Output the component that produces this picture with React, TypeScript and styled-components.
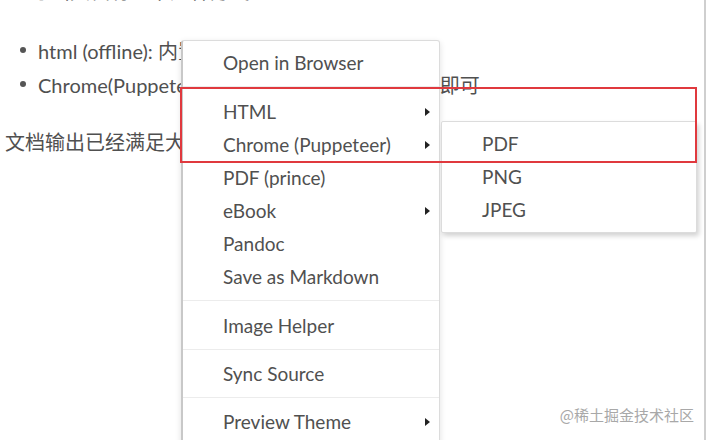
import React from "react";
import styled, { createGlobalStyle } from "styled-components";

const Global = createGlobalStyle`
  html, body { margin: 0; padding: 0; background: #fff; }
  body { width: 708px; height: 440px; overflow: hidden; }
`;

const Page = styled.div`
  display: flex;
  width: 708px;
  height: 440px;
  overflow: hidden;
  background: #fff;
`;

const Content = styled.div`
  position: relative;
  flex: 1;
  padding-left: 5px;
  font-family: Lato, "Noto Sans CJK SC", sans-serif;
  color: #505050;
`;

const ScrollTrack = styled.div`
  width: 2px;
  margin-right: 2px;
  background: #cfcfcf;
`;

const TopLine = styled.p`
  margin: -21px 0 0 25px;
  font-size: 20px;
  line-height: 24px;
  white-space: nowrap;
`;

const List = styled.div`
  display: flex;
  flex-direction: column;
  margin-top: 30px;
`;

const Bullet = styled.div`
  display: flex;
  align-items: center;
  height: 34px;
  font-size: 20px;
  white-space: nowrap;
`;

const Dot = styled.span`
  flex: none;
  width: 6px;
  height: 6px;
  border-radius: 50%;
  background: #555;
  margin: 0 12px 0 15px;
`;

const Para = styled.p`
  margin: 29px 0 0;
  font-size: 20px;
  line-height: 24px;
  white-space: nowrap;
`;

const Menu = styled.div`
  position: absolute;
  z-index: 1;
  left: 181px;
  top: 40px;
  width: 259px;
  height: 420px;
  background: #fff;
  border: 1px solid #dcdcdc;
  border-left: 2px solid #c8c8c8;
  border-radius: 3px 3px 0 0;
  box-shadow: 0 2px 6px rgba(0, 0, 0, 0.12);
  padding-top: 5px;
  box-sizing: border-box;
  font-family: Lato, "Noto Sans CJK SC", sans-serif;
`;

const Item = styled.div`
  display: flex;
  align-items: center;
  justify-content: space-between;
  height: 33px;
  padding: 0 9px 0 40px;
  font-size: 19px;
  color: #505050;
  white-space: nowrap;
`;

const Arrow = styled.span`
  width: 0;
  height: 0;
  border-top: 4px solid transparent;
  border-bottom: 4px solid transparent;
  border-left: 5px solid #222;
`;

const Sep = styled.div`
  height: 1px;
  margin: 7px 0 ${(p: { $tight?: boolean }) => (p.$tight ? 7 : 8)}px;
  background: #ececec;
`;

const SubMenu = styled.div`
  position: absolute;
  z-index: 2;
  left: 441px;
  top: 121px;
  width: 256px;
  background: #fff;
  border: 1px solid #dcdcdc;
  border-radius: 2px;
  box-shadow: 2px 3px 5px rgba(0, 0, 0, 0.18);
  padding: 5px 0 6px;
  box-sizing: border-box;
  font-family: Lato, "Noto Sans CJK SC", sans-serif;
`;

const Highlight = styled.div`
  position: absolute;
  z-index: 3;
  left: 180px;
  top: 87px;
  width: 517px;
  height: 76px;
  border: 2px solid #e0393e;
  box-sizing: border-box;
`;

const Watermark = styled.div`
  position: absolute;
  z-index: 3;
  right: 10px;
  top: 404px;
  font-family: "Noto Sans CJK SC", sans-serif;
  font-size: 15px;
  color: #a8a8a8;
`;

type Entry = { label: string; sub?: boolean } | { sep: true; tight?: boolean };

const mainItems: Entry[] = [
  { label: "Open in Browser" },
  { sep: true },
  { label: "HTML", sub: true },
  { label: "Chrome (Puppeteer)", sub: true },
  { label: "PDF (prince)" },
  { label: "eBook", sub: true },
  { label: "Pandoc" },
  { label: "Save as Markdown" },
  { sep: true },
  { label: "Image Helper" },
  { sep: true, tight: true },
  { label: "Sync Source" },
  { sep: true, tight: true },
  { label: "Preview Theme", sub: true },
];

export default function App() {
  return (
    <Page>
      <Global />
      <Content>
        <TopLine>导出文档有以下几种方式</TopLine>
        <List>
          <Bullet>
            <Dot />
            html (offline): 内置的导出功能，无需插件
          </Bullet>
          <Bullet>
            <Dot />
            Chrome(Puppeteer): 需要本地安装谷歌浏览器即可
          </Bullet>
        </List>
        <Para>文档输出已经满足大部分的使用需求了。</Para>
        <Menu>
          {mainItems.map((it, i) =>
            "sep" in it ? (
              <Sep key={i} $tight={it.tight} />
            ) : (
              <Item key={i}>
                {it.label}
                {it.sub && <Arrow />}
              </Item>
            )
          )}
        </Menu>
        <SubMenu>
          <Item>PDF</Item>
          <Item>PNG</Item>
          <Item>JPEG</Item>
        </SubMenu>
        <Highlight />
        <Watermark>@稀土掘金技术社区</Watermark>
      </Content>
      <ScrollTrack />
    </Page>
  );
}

━━━━━━

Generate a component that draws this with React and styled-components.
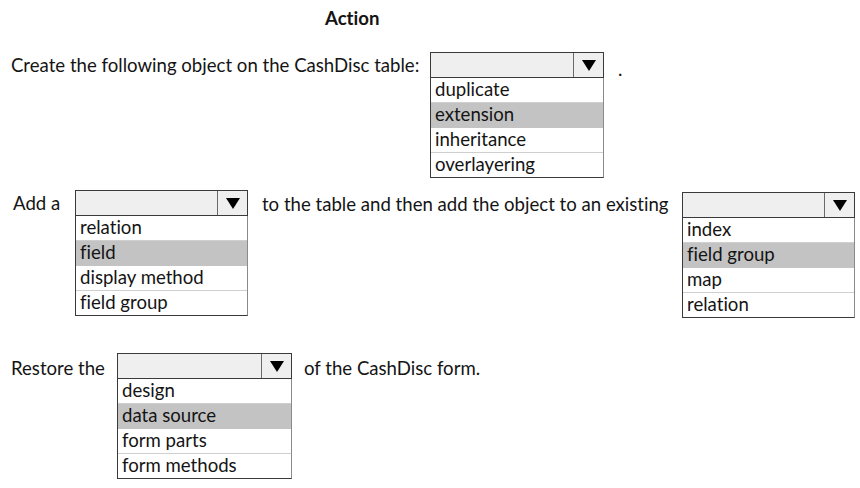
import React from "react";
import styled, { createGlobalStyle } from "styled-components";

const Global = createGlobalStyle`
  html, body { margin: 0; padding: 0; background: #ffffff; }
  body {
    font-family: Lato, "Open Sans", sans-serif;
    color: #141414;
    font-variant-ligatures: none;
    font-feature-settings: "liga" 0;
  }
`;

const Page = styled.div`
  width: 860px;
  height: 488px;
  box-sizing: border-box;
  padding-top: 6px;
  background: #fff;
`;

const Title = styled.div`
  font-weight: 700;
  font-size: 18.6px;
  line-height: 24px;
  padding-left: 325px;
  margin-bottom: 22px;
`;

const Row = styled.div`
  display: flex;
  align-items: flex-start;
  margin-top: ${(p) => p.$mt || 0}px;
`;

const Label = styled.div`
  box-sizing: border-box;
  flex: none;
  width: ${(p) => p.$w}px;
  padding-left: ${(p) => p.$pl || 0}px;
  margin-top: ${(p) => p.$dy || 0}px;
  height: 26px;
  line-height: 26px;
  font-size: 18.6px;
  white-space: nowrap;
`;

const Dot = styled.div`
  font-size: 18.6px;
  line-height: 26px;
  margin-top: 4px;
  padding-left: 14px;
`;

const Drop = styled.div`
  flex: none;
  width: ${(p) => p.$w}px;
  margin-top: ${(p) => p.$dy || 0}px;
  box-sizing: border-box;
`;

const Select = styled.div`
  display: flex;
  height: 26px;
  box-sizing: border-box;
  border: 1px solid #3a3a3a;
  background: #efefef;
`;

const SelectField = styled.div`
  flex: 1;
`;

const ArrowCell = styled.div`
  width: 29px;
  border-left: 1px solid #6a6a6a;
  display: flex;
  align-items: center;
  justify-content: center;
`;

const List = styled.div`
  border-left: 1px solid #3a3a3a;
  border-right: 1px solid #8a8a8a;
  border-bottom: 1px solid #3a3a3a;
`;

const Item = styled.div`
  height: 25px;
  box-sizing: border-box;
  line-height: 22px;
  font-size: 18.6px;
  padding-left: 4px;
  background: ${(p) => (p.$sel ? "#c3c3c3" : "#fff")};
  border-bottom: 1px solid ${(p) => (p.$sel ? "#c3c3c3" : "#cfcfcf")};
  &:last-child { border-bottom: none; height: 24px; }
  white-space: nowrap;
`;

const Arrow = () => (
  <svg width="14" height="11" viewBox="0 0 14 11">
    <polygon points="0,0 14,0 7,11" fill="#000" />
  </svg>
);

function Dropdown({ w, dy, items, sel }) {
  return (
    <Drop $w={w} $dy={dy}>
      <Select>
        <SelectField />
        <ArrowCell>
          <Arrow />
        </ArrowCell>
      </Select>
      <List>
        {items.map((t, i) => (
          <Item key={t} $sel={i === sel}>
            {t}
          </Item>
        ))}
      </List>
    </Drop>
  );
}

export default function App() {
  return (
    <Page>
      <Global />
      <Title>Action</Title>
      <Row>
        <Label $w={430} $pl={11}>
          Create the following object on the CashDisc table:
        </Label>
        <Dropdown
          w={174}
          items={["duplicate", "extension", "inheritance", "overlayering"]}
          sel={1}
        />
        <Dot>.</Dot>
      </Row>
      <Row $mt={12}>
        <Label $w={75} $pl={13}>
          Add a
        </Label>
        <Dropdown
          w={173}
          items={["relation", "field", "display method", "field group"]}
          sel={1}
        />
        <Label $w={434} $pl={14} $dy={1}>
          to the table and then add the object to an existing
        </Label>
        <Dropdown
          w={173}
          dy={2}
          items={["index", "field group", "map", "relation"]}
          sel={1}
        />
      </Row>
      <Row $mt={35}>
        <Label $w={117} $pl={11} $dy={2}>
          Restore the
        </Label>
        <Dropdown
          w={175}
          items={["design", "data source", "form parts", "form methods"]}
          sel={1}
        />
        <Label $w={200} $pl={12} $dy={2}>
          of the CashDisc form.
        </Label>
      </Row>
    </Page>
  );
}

━━━━━━

▶ _What you will do_: Count the lines of the material that include the word "React", then state only the total.

▶ _Problem solution_: 4